Monday, April 17, 2006

Hosting your dreams digitally

Digital Photos on the web started out for the photo labs and has seen several solutions for consumers. Digital photography has transformed how we communicate as people. Its given us a new medium to express ourselves and tell our stories.

Yes, there have been many site, and many successful acqusitions. But it still seems to be in infancy as far as consumer solutions go. Theres a startup opportunity for few more companies to come with better stickiness to make successful companies.

I categorize the different solutions for different segments based on type of customers based on their usage/need for digital photo solutions:

Photo delivery for photo labs

I think Pictra Inc was the first in 1996-97. They offered a hosted solution allowing industrial photo labs to scan and deliver photos to the web. It offered sharing features as much as available in todays photo sites for a fee, I think $49 subscription. It was a pioneer to offer selling of photos and photo products via ecommerce.
Photorolo, from MCL Software Service is founded by the same Pictra folks and has a good base with photo labs.


Photo sharing for consumers - We've seen a whole bunch of players from Yahoo photos, to flickr, snapfish, picasa, kodak (and their ofoto), webshots, photobucket.
My friend Malay Kundu founded invino software, the first instant messaging software in 1996 before the IM markt got flooded and had the best photo sharing on IM Invino was sold to Youthstream for less than $10m in 98 and they pretty much lost it in m&a integration. Picasa offers hello, a new IM for photo sharing, which is good, but I like Picasa's photo organizing on a desktop best. Of course Flickr is best known for its tagging.

The new AJAX version of Yahoo photos has IM sharing, tagging and a slick look. I like how Yahoo has integrated photo sharing via email with Yahoo photos. This helps people who share photos by email (I am generally not one of them) and stores the originals on yahoo photos.

Mobile photo uploads: We were ahead of our times with my first startup Coola and we spent a lot of time integrating with Kodak (before ofoto aquisition) with a cool software to upload pics from cameras to hosted sites. Coola allowed the photos from Palmpix camera attached to a palm pilot to be uploaded remotely anywhere you want, and Kodak wanted it uploade to kodak.com
Then all phones didn't have cameras and some sprint folks didn't think it was useful.

Today most every photo site has that as a photo upload feature. Its still long ways to go to solve a problem for a customer. These sites should allow me to click and buy the photo from Yahoo, or click and share with my friend, instead of asking mt to upload as a separate boring task.

Photo printing solutions - print delivery, store pickup, print at home.

I've tried everyone of the photo delivery options. ofoto was good, after the kodak merger they offer some large partnerships and deals for store pickup at local pharmacies (cvs, i think).
I love the print quality of shutterfly best of them all.
They all offer borders and some tools for red-eye reduction etc. Walmart.com seems to measure picture size differently and always chops off some pictures for me.

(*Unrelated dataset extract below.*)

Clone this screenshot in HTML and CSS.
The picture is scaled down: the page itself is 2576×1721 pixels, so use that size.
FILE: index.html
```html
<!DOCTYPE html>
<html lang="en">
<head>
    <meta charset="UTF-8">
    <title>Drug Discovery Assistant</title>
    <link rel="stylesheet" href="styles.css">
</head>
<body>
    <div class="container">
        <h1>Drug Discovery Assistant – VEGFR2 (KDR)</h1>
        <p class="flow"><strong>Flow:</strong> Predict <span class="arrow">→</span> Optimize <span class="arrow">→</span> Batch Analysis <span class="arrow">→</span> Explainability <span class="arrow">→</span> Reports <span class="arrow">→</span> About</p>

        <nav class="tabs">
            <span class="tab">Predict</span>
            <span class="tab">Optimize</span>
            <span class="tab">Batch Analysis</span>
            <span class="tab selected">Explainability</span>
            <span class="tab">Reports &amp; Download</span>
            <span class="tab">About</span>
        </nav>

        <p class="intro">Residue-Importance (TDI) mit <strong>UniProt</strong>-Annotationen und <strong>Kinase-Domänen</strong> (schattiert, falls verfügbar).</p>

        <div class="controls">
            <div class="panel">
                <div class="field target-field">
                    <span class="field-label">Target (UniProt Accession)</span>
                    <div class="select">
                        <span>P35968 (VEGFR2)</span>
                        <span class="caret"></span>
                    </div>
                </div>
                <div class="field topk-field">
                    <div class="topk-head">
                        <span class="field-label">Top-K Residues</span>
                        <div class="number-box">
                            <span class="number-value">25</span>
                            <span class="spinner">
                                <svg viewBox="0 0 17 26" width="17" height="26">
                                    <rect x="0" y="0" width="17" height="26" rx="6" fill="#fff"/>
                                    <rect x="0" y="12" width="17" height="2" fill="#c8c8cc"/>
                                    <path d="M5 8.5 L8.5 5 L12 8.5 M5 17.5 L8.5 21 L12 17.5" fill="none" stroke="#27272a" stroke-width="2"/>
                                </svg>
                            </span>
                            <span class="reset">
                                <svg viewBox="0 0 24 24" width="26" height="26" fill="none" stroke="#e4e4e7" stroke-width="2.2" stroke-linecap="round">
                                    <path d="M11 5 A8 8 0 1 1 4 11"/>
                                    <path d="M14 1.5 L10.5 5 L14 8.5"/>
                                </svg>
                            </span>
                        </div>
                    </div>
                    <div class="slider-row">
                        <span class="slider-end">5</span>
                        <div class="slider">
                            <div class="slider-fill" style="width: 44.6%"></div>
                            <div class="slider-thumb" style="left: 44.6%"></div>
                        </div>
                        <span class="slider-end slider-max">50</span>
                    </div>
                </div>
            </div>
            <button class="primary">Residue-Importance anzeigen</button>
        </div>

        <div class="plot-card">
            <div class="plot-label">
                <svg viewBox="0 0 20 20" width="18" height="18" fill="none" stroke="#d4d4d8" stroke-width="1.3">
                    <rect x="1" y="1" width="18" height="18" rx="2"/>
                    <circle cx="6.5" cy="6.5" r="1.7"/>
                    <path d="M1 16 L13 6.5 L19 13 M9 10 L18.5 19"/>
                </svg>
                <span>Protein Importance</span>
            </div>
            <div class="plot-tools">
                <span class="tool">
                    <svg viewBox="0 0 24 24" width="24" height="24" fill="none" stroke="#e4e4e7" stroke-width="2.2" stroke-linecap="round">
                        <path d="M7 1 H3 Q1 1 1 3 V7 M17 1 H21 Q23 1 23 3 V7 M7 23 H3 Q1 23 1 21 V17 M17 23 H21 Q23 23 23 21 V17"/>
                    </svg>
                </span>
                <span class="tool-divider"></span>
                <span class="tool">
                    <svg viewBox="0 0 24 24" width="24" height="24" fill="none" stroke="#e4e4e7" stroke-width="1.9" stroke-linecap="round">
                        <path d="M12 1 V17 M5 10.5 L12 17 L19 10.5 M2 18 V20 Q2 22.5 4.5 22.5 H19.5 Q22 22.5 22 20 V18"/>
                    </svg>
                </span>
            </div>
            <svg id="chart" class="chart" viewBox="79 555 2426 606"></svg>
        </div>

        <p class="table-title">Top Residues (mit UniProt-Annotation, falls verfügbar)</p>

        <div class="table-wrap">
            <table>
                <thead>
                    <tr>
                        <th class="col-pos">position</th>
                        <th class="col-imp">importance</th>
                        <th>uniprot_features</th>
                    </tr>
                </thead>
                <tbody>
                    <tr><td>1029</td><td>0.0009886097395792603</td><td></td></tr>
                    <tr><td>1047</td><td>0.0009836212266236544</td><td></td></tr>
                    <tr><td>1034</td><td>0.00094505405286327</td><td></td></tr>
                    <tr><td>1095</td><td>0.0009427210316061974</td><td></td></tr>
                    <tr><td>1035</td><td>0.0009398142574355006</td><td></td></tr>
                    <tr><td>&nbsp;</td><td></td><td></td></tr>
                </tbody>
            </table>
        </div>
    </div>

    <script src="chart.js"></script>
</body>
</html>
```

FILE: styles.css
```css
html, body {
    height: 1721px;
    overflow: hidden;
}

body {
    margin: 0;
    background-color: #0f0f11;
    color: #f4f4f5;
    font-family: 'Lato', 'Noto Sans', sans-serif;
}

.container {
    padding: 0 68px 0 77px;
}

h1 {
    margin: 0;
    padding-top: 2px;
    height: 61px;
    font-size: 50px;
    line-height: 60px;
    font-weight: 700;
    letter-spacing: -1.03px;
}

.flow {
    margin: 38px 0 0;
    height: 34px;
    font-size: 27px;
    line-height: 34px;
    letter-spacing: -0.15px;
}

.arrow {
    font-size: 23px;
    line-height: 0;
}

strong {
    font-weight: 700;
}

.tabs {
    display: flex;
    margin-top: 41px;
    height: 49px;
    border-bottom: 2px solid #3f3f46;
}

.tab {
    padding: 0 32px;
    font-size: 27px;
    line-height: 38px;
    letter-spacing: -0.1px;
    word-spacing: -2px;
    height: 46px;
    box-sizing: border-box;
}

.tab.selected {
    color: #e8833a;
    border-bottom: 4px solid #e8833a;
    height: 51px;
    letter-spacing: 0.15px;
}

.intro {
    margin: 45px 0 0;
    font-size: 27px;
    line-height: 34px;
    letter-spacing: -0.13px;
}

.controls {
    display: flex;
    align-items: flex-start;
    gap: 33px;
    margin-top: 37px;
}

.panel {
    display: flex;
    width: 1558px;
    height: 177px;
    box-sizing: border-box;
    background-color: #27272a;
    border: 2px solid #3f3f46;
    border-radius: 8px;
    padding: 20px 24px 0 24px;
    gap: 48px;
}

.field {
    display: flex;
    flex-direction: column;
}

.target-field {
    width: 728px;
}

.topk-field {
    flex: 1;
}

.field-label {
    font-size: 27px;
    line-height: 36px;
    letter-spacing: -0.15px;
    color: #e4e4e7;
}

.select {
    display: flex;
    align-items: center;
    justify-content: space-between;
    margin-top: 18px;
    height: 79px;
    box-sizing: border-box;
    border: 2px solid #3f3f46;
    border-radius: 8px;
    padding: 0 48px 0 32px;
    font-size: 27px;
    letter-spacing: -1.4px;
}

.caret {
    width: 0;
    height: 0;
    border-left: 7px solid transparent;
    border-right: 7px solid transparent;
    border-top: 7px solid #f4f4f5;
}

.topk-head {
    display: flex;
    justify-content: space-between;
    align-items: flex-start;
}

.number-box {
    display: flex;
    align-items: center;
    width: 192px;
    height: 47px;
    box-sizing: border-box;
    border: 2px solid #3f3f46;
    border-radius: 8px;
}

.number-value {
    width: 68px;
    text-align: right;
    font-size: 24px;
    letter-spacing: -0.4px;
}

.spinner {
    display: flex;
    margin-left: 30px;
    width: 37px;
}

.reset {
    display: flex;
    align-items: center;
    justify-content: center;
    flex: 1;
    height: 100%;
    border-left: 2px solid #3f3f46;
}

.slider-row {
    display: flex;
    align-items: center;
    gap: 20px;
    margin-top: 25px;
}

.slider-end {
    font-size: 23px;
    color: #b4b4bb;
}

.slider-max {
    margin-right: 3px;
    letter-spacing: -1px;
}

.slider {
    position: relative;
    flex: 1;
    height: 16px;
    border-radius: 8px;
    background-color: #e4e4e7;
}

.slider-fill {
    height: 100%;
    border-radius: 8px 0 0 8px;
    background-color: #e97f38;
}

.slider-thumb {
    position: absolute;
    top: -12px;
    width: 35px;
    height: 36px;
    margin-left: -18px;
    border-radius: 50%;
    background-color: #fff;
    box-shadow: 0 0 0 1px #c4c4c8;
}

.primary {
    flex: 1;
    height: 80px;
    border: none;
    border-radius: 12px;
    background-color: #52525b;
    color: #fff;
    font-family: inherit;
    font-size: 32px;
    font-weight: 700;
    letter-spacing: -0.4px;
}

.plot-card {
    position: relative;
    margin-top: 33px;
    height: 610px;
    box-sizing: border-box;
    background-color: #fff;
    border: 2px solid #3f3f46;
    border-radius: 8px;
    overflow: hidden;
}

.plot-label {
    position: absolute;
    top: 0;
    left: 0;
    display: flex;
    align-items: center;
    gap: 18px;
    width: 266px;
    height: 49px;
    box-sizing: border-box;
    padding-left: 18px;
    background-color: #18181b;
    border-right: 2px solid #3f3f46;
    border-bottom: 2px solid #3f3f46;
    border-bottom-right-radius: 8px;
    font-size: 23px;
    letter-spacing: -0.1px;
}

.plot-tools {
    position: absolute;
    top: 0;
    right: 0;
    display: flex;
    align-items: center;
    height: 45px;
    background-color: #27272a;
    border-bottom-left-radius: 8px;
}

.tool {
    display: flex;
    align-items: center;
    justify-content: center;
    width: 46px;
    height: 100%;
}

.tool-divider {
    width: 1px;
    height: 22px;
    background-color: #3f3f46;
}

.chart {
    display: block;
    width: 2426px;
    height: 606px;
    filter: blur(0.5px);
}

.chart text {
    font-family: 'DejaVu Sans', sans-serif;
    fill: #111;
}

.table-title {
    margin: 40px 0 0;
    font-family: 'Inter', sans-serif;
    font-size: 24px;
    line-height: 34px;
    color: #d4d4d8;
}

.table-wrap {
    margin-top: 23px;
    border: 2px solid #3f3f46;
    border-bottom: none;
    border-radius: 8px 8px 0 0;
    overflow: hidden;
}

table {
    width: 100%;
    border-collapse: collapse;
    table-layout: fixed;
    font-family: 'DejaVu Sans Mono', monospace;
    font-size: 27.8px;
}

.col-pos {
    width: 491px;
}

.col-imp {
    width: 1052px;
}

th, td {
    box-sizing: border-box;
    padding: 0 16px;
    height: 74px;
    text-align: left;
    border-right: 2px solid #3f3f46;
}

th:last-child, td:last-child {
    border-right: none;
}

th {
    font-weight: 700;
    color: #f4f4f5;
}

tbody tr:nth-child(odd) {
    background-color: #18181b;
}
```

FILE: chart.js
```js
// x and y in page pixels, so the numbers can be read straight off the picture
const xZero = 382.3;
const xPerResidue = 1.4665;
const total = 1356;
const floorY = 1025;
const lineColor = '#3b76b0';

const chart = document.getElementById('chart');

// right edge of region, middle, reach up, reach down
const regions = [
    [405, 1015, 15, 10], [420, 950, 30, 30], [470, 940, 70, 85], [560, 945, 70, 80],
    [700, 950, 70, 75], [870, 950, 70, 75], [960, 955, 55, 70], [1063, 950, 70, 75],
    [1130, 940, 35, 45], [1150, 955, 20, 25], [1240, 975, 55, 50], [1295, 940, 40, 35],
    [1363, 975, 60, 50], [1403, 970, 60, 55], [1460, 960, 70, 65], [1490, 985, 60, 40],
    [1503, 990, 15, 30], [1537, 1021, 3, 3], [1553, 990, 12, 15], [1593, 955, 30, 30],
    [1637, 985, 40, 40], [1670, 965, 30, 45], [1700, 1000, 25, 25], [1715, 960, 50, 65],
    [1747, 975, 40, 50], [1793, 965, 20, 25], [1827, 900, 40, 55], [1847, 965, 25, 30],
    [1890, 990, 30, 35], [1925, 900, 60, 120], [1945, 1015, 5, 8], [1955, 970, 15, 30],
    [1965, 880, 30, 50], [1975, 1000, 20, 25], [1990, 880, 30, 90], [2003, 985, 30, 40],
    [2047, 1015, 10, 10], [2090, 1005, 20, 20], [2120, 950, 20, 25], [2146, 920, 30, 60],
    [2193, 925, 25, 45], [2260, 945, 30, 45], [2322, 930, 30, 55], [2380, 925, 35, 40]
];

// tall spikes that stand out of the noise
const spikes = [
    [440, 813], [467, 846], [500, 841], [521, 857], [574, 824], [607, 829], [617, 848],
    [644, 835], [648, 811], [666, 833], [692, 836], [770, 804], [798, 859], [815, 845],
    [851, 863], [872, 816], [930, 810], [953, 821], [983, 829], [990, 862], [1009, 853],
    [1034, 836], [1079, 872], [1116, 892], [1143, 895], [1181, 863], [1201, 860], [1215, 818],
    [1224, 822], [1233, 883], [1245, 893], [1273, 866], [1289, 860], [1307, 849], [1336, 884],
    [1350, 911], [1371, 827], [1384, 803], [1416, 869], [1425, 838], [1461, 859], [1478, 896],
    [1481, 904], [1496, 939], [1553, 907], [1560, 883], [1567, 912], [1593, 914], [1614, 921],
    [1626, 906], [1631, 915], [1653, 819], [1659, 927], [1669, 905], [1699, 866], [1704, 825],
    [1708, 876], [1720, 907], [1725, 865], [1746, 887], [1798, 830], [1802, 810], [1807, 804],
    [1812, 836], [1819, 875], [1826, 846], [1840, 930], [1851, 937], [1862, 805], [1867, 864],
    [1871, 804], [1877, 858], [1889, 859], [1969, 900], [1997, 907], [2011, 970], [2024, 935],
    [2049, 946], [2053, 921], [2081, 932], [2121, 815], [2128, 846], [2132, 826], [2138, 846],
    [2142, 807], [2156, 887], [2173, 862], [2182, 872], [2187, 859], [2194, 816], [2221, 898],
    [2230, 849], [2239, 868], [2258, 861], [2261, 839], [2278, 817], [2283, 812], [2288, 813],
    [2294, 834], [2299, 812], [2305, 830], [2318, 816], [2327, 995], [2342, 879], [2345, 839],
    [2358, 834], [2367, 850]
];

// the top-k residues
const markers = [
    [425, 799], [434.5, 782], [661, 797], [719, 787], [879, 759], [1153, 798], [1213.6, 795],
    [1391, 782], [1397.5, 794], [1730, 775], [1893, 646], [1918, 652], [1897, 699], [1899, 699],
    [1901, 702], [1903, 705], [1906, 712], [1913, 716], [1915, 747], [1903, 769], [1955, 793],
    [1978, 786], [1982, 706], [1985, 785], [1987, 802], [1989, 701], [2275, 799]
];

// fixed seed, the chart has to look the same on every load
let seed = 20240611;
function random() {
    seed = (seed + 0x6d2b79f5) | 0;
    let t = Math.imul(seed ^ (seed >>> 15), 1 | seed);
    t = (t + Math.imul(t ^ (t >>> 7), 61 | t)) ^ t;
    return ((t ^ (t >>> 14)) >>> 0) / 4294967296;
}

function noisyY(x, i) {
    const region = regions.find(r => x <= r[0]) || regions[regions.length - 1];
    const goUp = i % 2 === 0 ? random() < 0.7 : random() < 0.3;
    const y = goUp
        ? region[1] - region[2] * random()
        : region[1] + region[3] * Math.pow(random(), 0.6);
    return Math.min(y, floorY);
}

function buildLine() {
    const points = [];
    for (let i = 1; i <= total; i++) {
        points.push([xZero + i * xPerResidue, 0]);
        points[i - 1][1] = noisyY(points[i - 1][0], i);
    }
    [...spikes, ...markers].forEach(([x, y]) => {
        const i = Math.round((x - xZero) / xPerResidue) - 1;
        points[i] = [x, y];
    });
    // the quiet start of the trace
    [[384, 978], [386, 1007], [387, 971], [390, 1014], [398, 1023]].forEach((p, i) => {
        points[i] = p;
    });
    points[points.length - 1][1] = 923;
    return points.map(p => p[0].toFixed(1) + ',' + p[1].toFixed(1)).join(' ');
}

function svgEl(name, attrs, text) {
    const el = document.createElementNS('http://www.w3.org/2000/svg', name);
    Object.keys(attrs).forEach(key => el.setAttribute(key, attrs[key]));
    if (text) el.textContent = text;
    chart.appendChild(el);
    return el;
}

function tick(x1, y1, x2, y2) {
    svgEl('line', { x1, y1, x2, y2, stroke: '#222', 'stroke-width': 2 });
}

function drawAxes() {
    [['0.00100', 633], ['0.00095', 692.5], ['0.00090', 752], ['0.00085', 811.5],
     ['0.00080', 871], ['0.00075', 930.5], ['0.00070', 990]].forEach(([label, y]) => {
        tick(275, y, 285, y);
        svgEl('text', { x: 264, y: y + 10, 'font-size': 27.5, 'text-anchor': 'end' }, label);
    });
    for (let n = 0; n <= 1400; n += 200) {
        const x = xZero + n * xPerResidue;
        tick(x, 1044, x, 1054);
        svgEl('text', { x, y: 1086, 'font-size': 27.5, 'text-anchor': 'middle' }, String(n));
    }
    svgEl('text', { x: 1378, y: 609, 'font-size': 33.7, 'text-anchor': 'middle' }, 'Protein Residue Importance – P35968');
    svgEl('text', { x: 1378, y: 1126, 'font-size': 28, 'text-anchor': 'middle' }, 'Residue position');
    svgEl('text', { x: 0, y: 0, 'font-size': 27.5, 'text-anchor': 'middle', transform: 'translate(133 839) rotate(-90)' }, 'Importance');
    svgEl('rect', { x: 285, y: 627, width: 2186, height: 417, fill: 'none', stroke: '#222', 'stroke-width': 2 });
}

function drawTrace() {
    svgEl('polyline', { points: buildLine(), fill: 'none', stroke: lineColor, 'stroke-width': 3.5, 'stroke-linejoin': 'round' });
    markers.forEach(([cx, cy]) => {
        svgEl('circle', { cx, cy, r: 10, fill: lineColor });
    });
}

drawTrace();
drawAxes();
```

Why can't Adobe just do it? Here's another of my dreams. I used photoshop to edit my pictures. I should be able to simply click and order prints or share with others too. Adobe doesn't have to do built a hosted photo solution afresh. They can simply parter with any online photo player for starters.

International delivery of printed photos - Kodak was a pioneer in this and I loved kodak.co.in for delivering my pictures to India by a simple upload. They had similar options in competitive prices in many far east countries, now it seems to be a neglected site. I heard about 3 other options that has come up, locally from India. I'll check them out and write again.

Photo commerce - printing photos, ecommerce of photo gifts
All the photo sharing sites do this too. But I think this is a different market, different people who would like to buy or gift such products. Don't we all buy fundraiser gifts for our kids schools? I bought my child's artwork as a gift for grandma to help fundraise for her school or to get those people off my back. I think thats a much viable gift buyer channel than the same photo sites selling to consumers who want to share photos.

Photo search - Picasa took the first step. Riya is cool in its image recognition. My same friend Malay Kundu has a cool image search technology, but too bad he has decided not to focus on conumer photo markets.

Photo blogs - Blogger has done it as part of its mobile blogging, pretty seamlessly to upload photos to a blog, also from a mobile phone. I haven't had a chance to check Yahoo moblogging. There are also a few which are like slideshow software and varients of it.
Why don't I write again after checking these out?

Future: I've written about several of my dreams already.

I have my heart out for an obvious one - for photo sites to integrate into online communities to allow using photos to communicate (build upon photoblogs) and build a whole new business model integrating digital communication using pictures and communities.

One more is a digital scrapbook site. ok,this is not all for current hosted photo site customers.
There are a lot of site offering digital scrapbook components. I dream of one which will replace the $2b scrapbook market digitally allowing enough creativity to build and host our dreams and stories digitally.

1 Comments:

Anonymous Anonymous said...

Nice outline of the digital photo marketplace.

I like your strategic ideas for hosted photo sites.

In fact shutterfly has the beginnings of your digital scrapbook idea as its photobooks.